Validation of Milner's visco-elastic theory of sintering for the generation of porous polymers with finely tuned morphology

• Published in: Soft matter Vol. 16; no. 7; pp. 181 - 1824
• Main Authors: Lutzweiler, Gaëtan, Farago, Jean, Oliveira, Emeline, Jacomine, Léandro, Erverdi, Ozan, Vrana, Nihal Engin, Testouri, Aouatef, Schaaf, Pierre, Drenckhan, Wiebke
• Format: Journal Article
• Language: English
• Published: England Royal Society of Chemistry 19.02.2020
• Subjects: Condensed Matter; Interconnections; Interstices; Materials Science; Materials selection; Mathematical models; Morphology; Paraffin; Paraffins; Parameters; Physics; Polymers; Polyurethane resins; Porous materials; Scaling; Sintering; Sintering (powder metallurgy); Soft Condensed Matter; Spheres; Theory; Viscoelasticity
• ISSN: 1744-683X; 1744-6848
• DOI: 10.1039/c9sm01991j

Sacrificial sphere templating has become a method of choice to generate macro-porous materials with well-defined, interconnected pores.

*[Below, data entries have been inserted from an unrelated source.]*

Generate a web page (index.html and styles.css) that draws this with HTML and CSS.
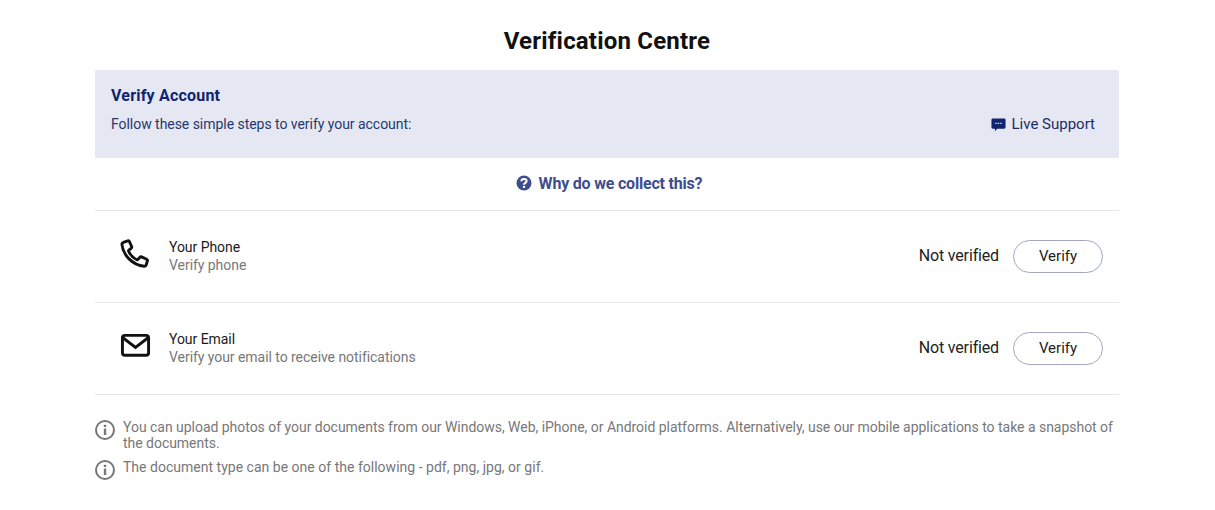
FILE: index.html
```html
<!DOCTYPE html>
<html lang="en">
<head>
<meta charset="utf-8">
<title>Verification Centre</title>
<link rel="stylesheet" href="styles.css">
</head>
<body>
<main class="page">
  <h1 class="title">Verification Centre</h1>
  <section class="banner">
    <div>
      <h2 class="banner-title">Verify Account</h2>
      <p class="banner-text">Follow these simple steps to verify your account:</p>
    </div>
    <a class="support">
      <svg class="support-icon" viewBox="0 0 16 16"><path fill="#10246f" d="M1.8 1.500h12.400c.7 0 1.300.6 1.300 1.300v8.400c0 .7-.6 1.300-1.300 1.300H6.600l-2.400 2.600v-2.600H1.800c-.7 0-1.300-.6-1.300-1.300V2.800c0-.7.6-1.300 1.300-1.300z"/><path fill="#e5e8f2" d="M4.600 6h1.500v1.500H4.600zM7.200 6h1.500v1.500H7.200zM9.900 6h1.500v1.500H9.900z"/></svg>
      <span>Live Support</span>
    </a>
  </section>
  <div class="why">
    <svg class="why-icon" viewBox="0 0 16 16"><circle cx="8" cy="8" r="7.500" fill="#3d4d8f"/><path fill="none" stroke="#fff" stroke-width="2" d="M5.400 6.200c0-1.500 1.100-2.300 2.600-2.300s2.600.8 2.600 2.100c0 1.900-2.600 1.900-2.600 3.800"/><rect x="6.900" y="10.900" width="2.200" height="2.100" fill="#fff"/></svg>
    <span>Why do we collect this?</span>
  </div>
  <div class="row">
    <svg class="row-icon" viewBox="0 -1 32 32"><path fill="none" stroke="#111" stroke-width="3" stroke-linejoin="round" d="M3.500 3.500 8 1.900c.8-.3 1.400 0 1.700.7l2.300 5.200c.3.700.2 1.200-.3 1.600l-2.500 2.100c-.4.300-.5.700-.3 1.200 1.700 3.800 4.800 7 8.500 8.700.5.200.9.100 1.200-.3l2-2.300c.5-.5 1-.6 1.700-.3l5.200 2.400c.7.300 1 .9.800 1.600l-1.200 4.200c-.3 1-1 1.500-2.100 1.400C12.800 27 3 16.500 2 5.600c-.1-.9.500-1.800 1.500-2.100z"/></svg>
    <div class="row-text">
      <div class="row-title">Your Phone</div>
      <div class="row-sub">Verify phone</div>
    </div>
    <span class="status">Not verified</span>
    <button class="verify">Verify</button>
  </div>
  <div class="row">
    <svg class="row-icon" viewBox="0 0 32 32"><rect x="2.500" y="5.500" width="27" height="20.500" rx="2.500" fill="none" stroke="#111" stroke-width="3"/><path fill="none" stroke="#111" stroke-width="3" d="M3 8 16 18 29 8"/></svg>
    <div class="row-text">
      <div class="row-title">Your Email</div>
      <div class="row-sub">Verify your email to receive notifications</div>
    </div>
    <span class="status">Not verified</span>
    <button class="verify">Verify</button>
  </div>
  <ul class="notes">
    <li class="note">
      <svg class="note-icon" viewBox="0 0 20 20"><circle cx="10" cy="10" r="9" fill="none" stroke="#77777a" stroke-width="2"/><rect x="8.800" y="8.500" width="2.400" height="6.500" fill="#77777a"/><rect x="8.800" y="4.800" width="2.400" height="2.200" fill="#77777a"/></svg>
      <span>You can upload photos of your documents from our Windows, Web, iPhone, or Android platforms. Alternatively, use our mobile applications to take a snapshot of the documents.</span>
    </li>
    <li class="note note-short">
      <svg class="note-icon" viewBox="0 0 20 20"><circle cx="10" cy="10" r="9" fill="none" stroke="#77777a" stroke-width="2"/><rect x="8.800" y="8.500" width="2.400" height="6.500" fill="#77777a"/><rect x="8.800" y="4.800" width="2.400" height="2.200" fill="#77777a"/></svg>
      <span>The document type can be one of the following - pdf, png, jpg, or gif.</span>
    </li>
  </ul>
</main>
</body>
</html>
```
FILE: styles.css
```css
* { box-sizing: border-box; }
html, body { margin: 0; padding: 0; background: #fff; }
body { font-family: Roboto, "Noto Sans", sans-serif; color: #111; }
.page { width: 1024px; margin: 0 auto 0 95px; }
.title { margin: 0; height: 70px; padding-top: 25px; font-size: 24px; line-height: 32px; font-weight: 700; letter-spacing: 0.2px; text-align: center; color: #111; }
.banner { height: 88px; background: #e5e8f2; padding: 16px 24px 0 16px; display: flex; justify-content: space-between; border-radius: 2px; }
.banner-title { margin: 0; font-size: 16px; line-height: 20px; font-weight: 700; letter-spacing: 0.2px; color: #10246f; }
.banner-text { margin: 8px 0 0; font-size: 14px; line-height: 20px; letter-spacing: -0.04px; color: #26386f; }
.support { display: flex; align-items: center; gap: 5px; height: 20px; margin-top: 28px; font-size: 15px; line-height: 20px; color: #1d2c68; }
.support-icon { width: 15px; height: 15px; display: block; margin-top: 1px; }
.why { height: 53px; padding: 0 0 2px 4px; border-bottom: 1px solid #e6e6e6; display: flex; align-items: center; justify-content: center; gap: 7px; font-size: 16px; font-weight: 700; letter-spacing: -0.2px; color: #3d4d8f; }
.why-icon { width: 16px; height: 16px; display: block; }
.row { height: 92px; border-bottom: 1px solid #e6e6e6; display: flex; align-items: center; padding: 0 16px 0 25px; }
.row-icon { width: 31px; height: 31px; display: block; flex: none; margin-top: -6px; }
.row-text { flex: 1; margin-left: 18px; margin-top: -1px; }
.row-title { font-size: 14px; line-height: 18px; letter-spacing: -0.05px; color: #1a1a1a; }
.row-sub { font-size: 14px; line-height: 18px; letter-spacing: -0.05px; color: #77777a; }
.status { font-size: 16px; line-height: 20px; letter-spacing: -0.15px; color: #222; margin-top: -2px; }
.verify { width: 90px; height: 33px; margin-left: 14px; padding: 0 0 2px; border: 1px solid #a3a7c2; border-radius: 17px; background: #fff; font-family: inherit; font-size: 15px; color: #222; }
.notes { list-style: none; margin: 0; padding: 24px 0 0; }
.note { display: flex; gap: 8px; font-size: 14px; line-height: 16px; letter-spacing: -0.03px; color: #77777a; margin-bottom: 8px; }
.note-short { letter-spacing: 0.015px; }
.note-icon { width: 20px; height: 20px; flex: none; display: block; margin-top: 1px; }
```
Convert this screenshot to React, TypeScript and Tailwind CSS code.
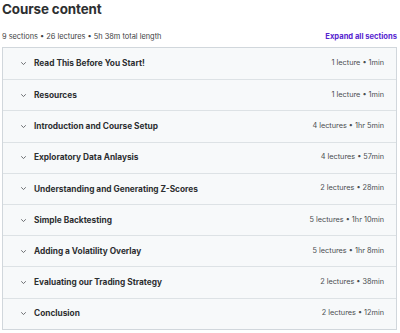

For this purpose, the interstices of a sphere packing are filled with a solidifying matrix, from which the spheres are subsequently removed to obtain interconnected voids. In order to control the size of the interconnections, viscous sintering of the initial sphere template has proven a reliable approach. To predict how the interconnections evolve with different sintering parameters, such as time or temperature, Frenkel's model has been used with reasonable success over the last 70 years. However, numerous investigations have shown that the often complex flow behaviour of the spheres needs to be taken into account. To this end, S. Milner [arXiv:1907.05862] developed recently a theoretical model which improves on some key assumptions made in Frenkel's model, leading to a slightly different scaling. He also extended this new model to take into account the visco-elastic response of the spheres. Using an in-depth investigation of templates of paraffin spheres, we provide here the first systematic comparison with Milner's theory. Firstly, we show that his new scaling describes the experimental data slightly better than Frenkel's scaling. We then show that the visco-elastic version of his model provides a significantly improved description of the data over a wide parameter range. We finally use the obtained sphere templates to produce macro-porous polyurethanes with finely controlled pore and interconnection sizes. The general applicability of Milner's theory makes it transferable to a wide range of formulations, provided the flow properties of the sphere material can be quantified. It therefore provides a powerful tool to guide the creation of sphere packings and porous materials with finely controlled morphologies. The sintering of paraffin spheres is shown to be well described by Milner's visco-elastic model, providing a predictive tool for the generation of microporous polymers with controlled morphology via sphere templating.